The Laiban dam, a project of the national government and the Manila Waterworks and Sewerage System, is designed to divert water from the Kaliwa River in the Sierra Madre and augment supply to Metro Manila.
It was supposedly part of the late dictator Ferdinand Marcos’ plan of building an industrial complex in northeastern Luzon, but due to strong opposition from indigenous peoples, it was shelved. Only two diversion tunnels are left and serve as reminders of the aborted project.
Hydroelectric plant
The Kanan B-1 dam is intended to harness the resources of the Kanan River for a hydroelectric plant.
The Kaliwa and Kanan rivers are major tributaries of the Agos River that runs along General Nakar and Infanta.
One of the main arguments against the projects is that these lie between the Marikina and Real-Infanta fault lines.
Derillo warned that the dams could bring floods to the RIN area, particularly Infanta, considering the size of the Laiban dam and its water-holding capacity.
The Laiban dam will be 113 meters high and 500 meters wide, and its vast water reservoir can cover seven villages in Tanay, Rizal and Barangay Lumutan in General Nakar. The Kanan B-1 dam is smaller but with a diagonal tunnel that will run towards the northern area of Sierra Madre where the turbine to generate electricity will be constructed.
The risk arises from the fact that both the Laiban and Kanan B-1 structures will be 20 and 10 kilometers away, respectively, from the Infanta fault line, according to Derillo.
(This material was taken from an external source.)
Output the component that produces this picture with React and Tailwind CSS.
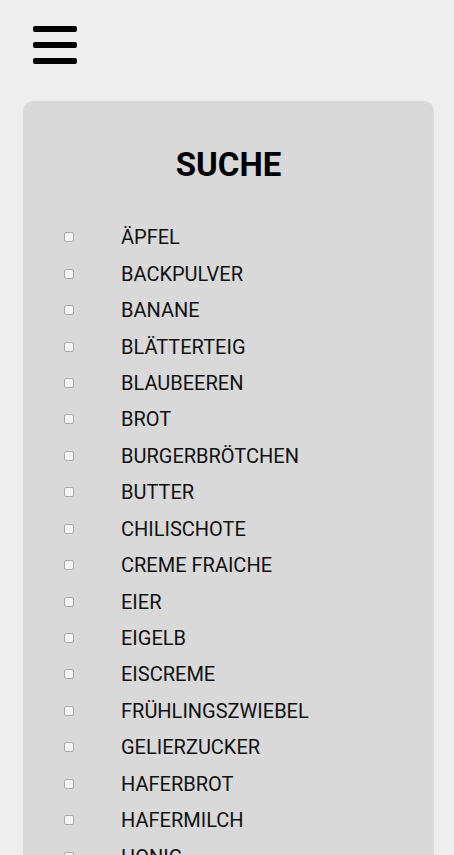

During an Intensity 7 earthquake, the dams might crack and submerge the whole of Infanta, he said.
Studies
Citing studies conducted by three Chinese scientists sent by the United Nations to Infanta in 1996, as well as data from the Philippine Institute of Volcanology and Seismology, Derillo said the cracks in the fault line are active and might have a direct link to the Intensity 8 earthquake in 1880.
He noted that the whole RIN area suffered an unprecedented destruction to as far as Mauban town in the south and Intramuros, Manila, in the west.
The bell towers of the San Agustin Church and the Manila Cathedral were broken during that earthquake, Derillo said. The first churches in Infanta and in Mauban were also destroyed, he added.
“Given the risk of losing human lives, destruction of property and the continued disintegration of the environment, every resident should weigh these consequences with the so-called progress and/or even with the highest proof of structural integrity of the projects,” he said.
“Why gamble human lives in the name of progress when the safety standards are highly vulnerable to compromise, oversight and corruption?”